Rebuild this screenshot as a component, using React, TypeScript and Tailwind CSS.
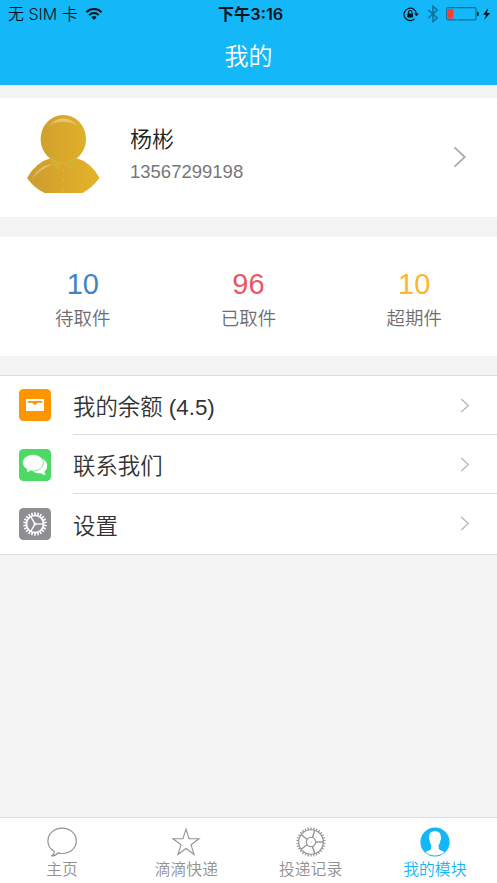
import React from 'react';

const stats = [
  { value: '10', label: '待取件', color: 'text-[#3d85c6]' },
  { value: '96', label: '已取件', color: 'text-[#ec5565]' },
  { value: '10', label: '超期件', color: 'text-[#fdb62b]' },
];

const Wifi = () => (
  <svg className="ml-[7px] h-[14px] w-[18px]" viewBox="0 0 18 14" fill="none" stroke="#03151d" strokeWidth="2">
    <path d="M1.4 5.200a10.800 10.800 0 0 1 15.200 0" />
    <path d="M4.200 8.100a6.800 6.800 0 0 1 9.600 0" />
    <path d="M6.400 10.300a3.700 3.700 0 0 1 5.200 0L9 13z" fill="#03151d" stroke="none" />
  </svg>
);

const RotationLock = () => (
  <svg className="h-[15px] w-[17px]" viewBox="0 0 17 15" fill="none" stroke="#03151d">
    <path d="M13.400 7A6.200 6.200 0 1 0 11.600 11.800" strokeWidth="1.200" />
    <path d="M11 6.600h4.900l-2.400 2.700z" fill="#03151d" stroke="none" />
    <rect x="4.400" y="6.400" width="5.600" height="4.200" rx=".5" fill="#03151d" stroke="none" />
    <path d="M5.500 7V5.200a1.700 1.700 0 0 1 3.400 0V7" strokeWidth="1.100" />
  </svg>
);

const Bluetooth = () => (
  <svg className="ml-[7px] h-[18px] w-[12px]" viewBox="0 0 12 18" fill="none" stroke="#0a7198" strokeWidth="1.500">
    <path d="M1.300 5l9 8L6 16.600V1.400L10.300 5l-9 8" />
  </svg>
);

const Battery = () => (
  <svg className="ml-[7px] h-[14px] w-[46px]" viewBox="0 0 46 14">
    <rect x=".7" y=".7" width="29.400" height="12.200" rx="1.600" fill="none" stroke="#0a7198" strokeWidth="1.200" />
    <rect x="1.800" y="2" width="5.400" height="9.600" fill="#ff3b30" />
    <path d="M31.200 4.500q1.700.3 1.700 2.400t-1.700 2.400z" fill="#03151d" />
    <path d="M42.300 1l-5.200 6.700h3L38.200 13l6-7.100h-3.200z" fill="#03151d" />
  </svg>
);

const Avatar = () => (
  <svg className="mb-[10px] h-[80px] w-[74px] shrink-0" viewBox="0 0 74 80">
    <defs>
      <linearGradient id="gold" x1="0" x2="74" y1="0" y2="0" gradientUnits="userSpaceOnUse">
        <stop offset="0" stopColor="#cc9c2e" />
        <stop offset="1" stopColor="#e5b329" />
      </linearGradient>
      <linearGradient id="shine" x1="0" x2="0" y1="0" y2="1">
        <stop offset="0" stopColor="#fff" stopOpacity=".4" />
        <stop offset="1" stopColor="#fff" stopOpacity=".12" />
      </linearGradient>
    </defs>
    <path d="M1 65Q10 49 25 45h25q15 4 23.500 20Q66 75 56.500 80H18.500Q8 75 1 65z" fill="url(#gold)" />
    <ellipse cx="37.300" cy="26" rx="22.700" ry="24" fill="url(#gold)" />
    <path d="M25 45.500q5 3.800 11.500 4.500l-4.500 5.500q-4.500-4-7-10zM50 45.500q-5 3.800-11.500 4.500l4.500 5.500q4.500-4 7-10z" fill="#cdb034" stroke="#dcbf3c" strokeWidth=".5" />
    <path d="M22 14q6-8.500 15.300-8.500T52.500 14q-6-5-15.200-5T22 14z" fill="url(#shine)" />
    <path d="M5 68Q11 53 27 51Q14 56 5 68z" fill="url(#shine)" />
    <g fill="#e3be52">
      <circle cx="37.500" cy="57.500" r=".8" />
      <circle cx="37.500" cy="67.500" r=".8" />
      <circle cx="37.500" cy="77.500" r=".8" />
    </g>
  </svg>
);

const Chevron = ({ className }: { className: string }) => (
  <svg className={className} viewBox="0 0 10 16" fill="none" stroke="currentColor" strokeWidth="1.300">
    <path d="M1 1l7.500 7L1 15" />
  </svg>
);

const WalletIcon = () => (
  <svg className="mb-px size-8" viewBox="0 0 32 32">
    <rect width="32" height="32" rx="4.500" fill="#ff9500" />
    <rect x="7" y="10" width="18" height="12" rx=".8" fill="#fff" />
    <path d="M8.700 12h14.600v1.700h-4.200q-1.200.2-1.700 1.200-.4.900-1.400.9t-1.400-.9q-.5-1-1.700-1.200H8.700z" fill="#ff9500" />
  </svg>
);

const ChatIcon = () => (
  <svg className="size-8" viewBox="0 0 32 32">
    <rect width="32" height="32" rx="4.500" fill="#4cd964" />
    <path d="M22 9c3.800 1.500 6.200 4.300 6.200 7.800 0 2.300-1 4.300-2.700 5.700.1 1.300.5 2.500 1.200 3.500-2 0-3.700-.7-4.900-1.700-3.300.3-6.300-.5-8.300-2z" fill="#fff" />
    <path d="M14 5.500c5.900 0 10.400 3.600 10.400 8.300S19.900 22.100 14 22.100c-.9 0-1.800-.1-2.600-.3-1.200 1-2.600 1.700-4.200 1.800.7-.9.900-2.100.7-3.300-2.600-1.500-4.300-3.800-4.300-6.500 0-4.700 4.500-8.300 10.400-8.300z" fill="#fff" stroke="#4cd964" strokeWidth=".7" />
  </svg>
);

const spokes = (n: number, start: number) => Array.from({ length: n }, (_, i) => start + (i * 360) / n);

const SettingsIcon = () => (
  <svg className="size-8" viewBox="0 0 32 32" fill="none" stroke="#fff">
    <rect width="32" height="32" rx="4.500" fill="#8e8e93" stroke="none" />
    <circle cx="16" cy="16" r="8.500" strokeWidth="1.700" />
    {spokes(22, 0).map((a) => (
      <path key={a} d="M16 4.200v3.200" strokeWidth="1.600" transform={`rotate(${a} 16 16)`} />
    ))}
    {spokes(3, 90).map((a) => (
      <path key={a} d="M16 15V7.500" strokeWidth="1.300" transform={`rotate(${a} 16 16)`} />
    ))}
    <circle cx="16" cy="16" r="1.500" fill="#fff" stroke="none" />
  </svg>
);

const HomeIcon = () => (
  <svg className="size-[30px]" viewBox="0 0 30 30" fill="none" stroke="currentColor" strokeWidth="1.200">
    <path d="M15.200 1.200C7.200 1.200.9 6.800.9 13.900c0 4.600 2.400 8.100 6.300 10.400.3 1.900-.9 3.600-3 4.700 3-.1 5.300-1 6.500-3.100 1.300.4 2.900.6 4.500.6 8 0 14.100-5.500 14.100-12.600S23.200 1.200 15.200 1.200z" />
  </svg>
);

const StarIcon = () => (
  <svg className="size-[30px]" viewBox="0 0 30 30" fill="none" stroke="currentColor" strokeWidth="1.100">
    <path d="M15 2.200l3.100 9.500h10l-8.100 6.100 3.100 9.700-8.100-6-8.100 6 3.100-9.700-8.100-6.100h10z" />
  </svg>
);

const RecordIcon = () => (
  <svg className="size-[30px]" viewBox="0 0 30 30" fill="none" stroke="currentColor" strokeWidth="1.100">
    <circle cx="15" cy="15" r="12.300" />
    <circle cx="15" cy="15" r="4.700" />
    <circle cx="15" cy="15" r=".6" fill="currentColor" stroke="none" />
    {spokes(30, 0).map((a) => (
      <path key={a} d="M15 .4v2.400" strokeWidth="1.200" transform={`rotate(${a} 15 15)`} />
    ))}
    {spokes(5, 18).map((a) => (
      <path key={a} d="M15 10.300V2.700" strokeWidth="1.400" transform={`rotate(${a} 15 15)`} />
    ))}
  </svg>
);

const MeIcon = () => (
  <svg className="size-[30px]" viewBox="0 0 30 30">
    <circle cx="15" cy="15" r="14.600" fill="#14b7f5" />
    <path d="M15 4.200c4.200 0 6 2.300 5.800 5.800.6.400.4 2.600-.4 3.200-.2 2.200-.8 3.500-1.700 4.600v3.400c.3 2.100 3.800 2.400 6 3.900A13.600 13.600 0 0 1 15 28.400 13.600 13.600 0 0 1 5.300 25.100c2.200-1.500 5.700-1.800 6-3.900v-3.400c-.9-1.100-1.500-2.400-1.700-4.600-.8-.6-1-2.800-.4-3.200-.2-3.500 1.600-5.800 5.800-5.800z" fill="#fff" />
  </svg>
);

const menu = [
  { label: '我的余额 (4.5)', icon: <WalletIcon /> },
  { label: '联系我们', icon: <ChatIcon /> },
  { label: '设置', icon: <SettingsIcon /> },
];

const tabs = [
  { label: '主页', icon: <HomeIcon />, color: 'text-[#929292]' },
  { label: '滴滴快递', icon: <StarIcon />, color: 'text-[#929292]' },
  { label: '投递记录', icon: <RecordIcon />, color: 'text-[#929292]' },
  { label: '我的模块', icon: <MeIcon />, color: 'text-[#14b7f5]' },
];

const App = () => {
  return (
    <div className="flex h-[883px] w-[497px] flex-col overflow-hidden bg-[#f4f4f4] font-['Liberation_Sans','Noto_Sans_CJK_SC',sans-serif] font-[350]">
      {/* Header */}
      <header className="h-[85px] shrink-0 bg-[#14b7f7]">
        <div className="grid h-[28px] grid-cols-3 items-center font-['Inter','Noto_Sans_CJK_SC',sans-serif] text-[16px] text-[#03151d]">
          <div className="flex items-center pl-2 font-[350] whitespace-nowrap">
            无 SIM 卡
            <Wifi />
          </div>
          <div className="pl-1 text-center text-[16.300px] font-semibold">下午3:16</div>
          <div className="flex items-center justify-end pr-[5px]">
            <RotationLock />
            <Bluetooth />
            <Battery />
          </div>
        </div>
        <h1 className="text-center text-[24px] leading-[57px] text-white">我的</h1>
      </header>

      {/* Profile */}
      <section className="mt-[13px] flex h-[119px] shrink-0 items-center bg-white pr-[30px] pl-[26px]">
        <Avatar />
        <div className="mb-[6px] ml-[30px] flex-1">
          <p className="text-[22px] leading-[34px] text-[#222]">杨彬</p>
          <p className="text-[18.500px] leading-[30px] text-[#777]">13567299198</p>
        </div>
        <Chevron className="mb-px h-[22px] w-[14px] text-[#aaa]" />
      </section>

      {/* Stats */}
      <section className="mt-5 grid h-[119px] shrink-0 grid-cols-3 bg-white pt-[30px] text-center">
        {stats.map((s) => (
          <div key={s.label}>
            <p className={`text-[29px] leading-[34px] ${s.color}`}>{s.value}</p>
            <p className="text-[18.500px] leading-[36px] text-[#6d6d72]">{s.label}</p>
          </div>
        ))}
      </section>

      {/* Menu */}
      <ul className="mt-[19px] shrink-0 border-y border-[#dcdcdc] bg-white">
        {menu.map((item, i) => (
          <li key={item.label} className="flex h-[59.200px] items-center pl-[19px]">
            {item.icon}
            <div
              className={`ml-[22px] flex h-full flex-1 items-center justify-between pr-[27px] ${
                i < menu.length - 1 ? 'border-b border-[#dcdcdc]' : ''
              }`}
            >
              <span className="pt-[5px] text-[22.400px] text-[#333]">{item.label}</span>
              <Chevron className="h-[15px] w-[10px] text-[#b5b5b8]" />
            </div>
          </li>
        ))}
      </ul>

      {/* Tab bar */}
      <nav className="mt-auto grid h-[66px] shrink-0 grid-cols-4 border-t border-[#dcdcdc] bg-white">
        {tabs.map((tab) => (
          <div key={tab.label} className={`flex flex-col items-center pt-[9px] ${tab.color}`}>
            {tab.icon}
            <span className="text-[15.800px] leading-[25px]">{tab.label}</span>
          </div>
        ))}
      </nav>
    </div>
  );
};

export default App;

> **WHAT TO PRODUCE**:
Starting with the first line of the data above and ending with the line containing "import React from 'react';", please restate every line exactly, leaving images out.

> **REPLY**:
Rebuild this screenshot as a component, using React, TypeScript and Tailwind CSS.
import React from 'react';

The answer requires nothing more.